▸ Stated exercise
Copy down all of the data underneath, exactly as shown.

▸ Dataset excerpt

* start *

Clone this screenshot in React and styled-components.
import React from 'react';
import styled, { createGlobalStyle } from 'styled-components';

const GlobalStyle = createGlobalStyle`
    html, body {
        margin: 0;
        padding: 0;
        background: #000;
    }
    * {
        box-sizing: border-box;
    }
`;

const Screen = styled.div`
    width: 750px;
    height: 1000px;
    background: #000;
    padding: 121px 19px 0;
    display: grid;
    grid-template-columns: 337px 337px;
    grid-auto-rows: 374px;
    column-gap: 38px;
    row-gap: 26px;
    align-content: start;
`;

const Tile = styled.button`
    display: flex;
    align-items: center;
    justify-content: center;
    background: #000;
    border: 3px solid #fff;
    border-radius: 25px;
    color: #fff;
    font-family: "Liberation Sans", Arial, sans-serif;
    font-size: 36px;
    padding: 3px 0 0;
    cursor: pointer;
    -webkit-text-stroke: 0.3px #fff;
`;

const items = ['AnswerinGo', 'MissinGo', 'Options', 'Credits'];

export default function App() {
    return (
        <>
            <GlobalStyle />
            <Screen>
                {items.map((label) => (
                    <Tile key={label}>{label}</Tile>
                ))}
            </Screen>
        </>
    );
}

* end *

▸ Task answer
Clone this screenshot in React and styled-components.
import React from 'react';
import styled, { createGlobalStyle } from 'styled-components';

const GlobalStyle = createGlobalStyle`
    html, body {
        margin: 0;
        padding: 0;
        background: #000;
    }
    * {
        box-sizing: border-box;
    }
`;

const Screen = styled.div`
    width: 750px;
    height: 1000px;
    background: #000;
    padding: 121px 19px 0;
    display: grid;
    grid-template-columns: 337px 337px;
    grid-auto-rows: 374px;
    column-gap: 38px;
    row-gap: 26px;
    align-content: start;
`;

const Tile = styled.button`
    display: flex;
    align-items: center;
    justify-content: center;
    background: #000;
    border: 3px solid #fff;
    border-radius: 25px;
    color: #fff;
    font-family: "Liberation Sans", Arial, sans-serif;
    font-size: 36px;
    padding: 3px 0 0;
    cursor: pointer;
    -webkit-text-stroke: 0.3px #fff;
`;

const items = ['AnswerinGo', 'MissinGo', 'Options', 'Credits'];

export default function App() {
    return (
        <>
            <GlobalStyle />
            <Screen>
                {items.map((label) => (
                    <Tile key={label}>{label}</Tile>
                ))}
            </Screen>
        </>
    );
}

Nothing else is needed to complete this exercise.